### Work required
Copy everything in the listing below word for word, apart from any images.

### Data block
--
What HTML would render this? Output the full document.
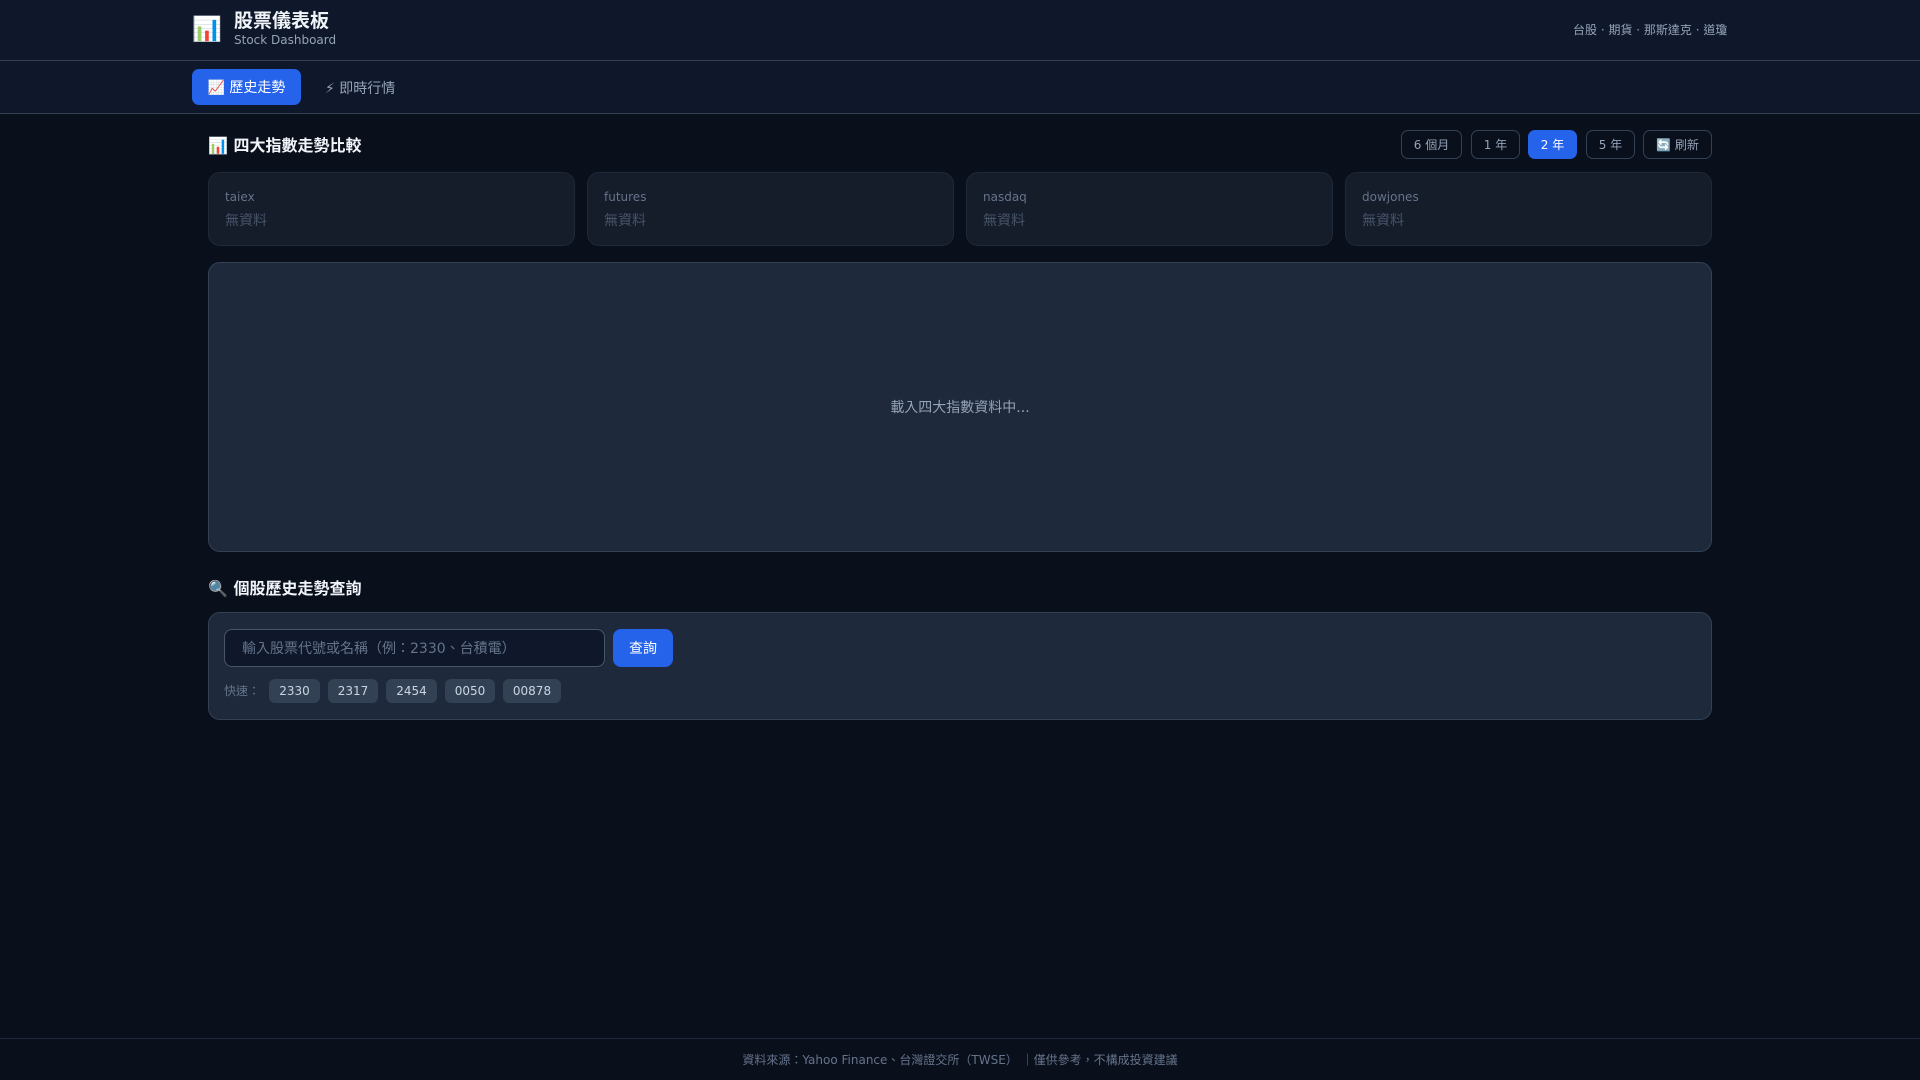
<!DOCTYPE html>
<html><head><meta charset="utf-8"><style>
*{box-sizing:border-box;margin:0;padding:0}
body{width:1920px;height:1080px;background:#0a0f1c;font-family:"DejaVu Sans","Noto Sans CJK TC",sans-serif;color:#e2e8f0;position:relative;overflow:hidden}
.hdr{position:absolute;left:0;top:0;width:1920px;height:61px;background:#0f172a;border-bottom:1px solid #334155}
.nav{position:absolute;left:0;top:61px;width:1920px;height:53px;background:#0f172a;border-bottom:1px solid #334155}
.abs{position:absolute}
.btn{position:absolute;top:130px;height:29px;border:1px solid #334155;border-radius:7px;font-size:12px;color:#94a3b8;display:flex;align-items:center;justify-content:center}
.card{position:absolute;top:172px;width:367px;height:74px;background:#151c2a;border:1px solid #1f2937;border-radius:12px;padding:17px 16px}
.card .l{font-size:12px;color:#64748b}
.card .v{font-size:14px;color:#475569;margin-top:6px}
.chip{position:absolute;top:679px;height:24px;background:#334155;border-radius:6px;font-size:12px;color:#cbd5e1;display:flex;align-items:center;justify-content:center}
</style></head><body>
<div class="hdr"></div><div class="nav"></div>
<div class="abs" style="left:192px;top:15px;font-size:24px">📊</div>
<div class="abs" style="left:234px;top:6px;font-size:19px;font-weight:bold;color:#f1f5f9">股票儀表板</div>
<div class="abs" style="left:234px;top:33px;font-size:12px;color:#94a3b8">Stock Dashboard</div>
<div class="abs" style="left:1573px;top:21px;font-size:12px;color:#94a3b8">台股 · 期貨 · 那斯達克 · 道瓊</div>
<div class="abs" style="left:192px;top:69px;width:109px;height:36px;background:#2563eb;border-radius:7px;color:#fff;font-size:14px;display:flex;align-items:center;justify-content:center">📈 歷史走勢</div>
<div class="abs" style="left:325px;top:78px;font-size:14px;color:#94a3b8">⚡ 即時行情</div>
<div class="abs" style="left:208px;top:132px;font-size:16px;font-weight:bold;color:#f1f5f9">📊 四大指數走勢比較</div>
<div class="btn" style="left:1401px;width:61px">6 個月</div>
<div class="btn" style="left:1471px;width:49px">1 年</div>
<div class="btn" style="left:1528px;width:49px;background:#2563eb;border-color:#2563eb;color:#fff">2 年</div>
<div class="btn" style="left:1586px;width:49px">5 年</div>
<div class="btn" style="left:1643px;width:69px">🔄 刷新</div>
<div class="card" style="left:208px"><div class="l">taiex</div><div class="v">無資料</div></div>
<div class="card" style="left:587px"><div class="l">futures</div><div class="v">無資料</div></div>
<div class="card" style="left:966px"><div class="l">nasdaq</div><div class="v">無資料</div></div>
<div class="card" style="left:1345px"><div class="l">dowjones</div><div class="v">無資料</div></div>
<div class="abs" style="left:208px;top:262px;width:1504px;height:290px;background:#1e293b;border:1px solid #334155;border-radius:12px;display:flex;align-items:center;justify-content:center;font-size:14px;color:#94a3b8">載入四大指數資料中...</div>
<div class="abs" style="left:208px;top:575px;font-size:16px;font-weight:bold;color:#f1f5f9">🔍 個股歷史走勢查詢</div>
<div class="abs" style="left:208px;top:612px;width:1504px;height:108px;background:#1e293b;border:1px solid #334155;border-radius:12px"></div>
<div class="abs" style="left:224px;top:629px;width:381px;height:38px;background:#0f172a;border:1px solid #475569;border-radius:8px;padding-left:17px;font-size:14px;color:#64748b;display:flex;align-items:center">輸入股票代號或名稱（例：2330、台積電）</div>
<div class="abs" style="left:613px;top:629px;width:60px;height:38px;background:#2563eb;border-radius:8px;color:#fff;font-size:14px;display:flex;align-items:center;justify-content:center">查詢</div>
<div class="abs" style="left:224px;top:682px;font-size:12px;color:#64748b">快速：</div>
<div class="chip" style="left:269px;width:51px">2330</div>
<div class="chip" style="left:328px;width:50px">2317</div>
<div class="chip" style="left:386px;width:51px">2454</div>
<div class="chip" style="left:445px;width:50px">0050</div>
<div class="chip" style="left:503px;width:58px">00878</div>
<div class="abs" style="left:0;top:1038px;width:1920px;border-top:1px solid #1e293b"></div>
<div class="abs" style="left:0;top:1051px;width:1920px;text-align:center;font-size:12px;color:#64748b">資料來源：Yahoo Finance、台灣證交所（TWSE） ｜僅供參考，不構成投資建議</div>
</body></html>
--
### Solution to the exercise
What HTML would render this? Output the full document.
<!DOCTYPE html>
<html><head><meta charset="utf-8"><style>
*{box-sizing:border-box;margin:0;padding:0}
body{width:1920px;height:1080px;background:#0a0f1c;font-family:"DejaVu Sans","Noto Sans CJK TC",sans-serif;color:#e2e8f0;position:relative;overflow:hidden}
.hdr{position:absolute;left:0;top:0;width:1920px;height:61px;background:#0f172a;border-bottom:1px solid #334155}
.nav{position:absolute;left:0;top:61px;width:1920px;height:53px;background:#0f172a;border-bottom:1px solid #334155}
.abs{position:absolute}
.btn{position:absolute;top:130px;height:29px;border:1px solid #334155;border-radius:7px;font-size:12px;color:#94a3b8;display:flex;align-items:center;justify-content:center}
.card{position:absolute;top:172px;width:367px;height:74px;background:#151c2a;border:1px solid #1f2937;border-radius:12px;padding:17px 16px}
.card .l{font-size:12px;color:#64748b}
.card .v{font-size:14px;color:#475569;margin-top:6px}
.chip{position:absolute;top:679px;height:24px;background:#334155;border-radius:6px;font-size:12px;color:#cbd5e1;display:flex;align-items:center;justify-content:center}
</style></head><body>
<div class="hdr"></div><div class="nav"></div>
<div class="abs" style="left:192px;top:15px;font-size:24px">📊</div>
<div class="abs" style="left:234px;top:6px;font-size:19px;font-weight:bold;color:#f1f5f9">股票儀表板</div>
<div class="abs" style="left:234px;top:33px;font-size:12px;color:#94a3b8">Stock Dashboard</div>
<div class="abs" style="left:1573px;top:21px;font-size:12px;color:#94a3b8">台股 · 期貨 · 那斯達克 · 道瓊</div>
<div class="abs" style="left:192px;top:69px;width:109px;height:36px;background:#2563eb;border-radius:7px;color:#fff;font-size:14px;display:flex;align-items:center;justify-content:center">📈 歷史走勢</div>
<div class="abs" style="left:325px;top:78px;font-size:14px;color:#94a3b8">⚡ 即時行情</div>
<div class="abs" style="left:208px;top:132px;font-size:16px;font-weight:bold;color:#f1f5f9">📊 四大指數走勢比較</div>
<div class="btn" style="left:1401px;width:61px">6 個月</div>
<div class="btn" style="left:1471px;width:49px">1 年</div>
<div class="btn" style="left:1528px;width:49px;background:#2563eb;border-color:#2563eb;color:#fff">2 年</div>
<div class="btn" style="left:1586px;width:49px">5 年</div>
<div class="btn" style="left:1643px;width:69px">🔄 刷新</div>
<div class="card" style="left:208px"><div class="l">taiex</div><div class="v">無資料</div></div>
<div class="card" style="left:587px"><div class="l">futures</div><div class="v">無資料</div></div>
<div class="card" style="left:966px"><div class="l">nasdaq</div><div class="v">無資料</div></div>
<div class="card" style="left:1345px"><div class="l">dowjones</div><div class="v">無資料</div></div>
<div class="abs" style="left:208px;top:262px;width:1504px;height:290px;background:#1e293b;border:1px solid #334155;border-radius:12px;display:flex;align-items:center;justify-content:center;font-size:14px;color:#94a3b8">載入四大指數資料中...</div>
<div class="abs" style="left:208px;top:575px;font-size:16px;font-weight:bold;color:#f1f5f9">🔍 個股歷史走勢查詢</div>
<div class="abs" style="left:208px;top:612px;width:1504px;height:108px;background:#1e293b;border:1px solid #334155;border-radius:12px"></div>
<div class="abs" style="left:224px;top:629px;width:381px;height:38px;background:#0f172a;border:1px solid #475569;border-radius:8px;padding-left:17px;font-size:14px;color:#64748b;display:flex;align-items:center">輸入股票代號或名稱（例：2330、台積電）</div>
<div class="abs" style="left:613px;top:629px;width:60px;height:38px;background:#2563eb;border-radius:8px;color:#fff;font-size:14px;display:flex;align-items:center;justify-content:center">查詢</div>
<div class="abs" style="left:224px;top:682px;font-size:12px;color:#64748b">快速：</div>
<div class="chip" style="left:269px;width:51px">2330</div>
<div class="chip" style="left:328px;width:50px">2317</div>
<div class="chip" style="left:386px;width:51px">2454</div>
<div class="chip" style="left:445px;width:50px">0050</div>
<div class="chip" style="left:503px;width:58px">00878</div>
<div class="abs" style="left:0;top:1038px;width:1920px;border-top:1px solid #1e293b"></div>
<div class="abs" style="left:0;top:1051px;width:1920px;text-align:center;font-size:12px;color:#64748b">資料來源：Yahoo Finance、台灣證交所（TWSE） ｜僅供參考，不構成投資建議</div>
</body></html>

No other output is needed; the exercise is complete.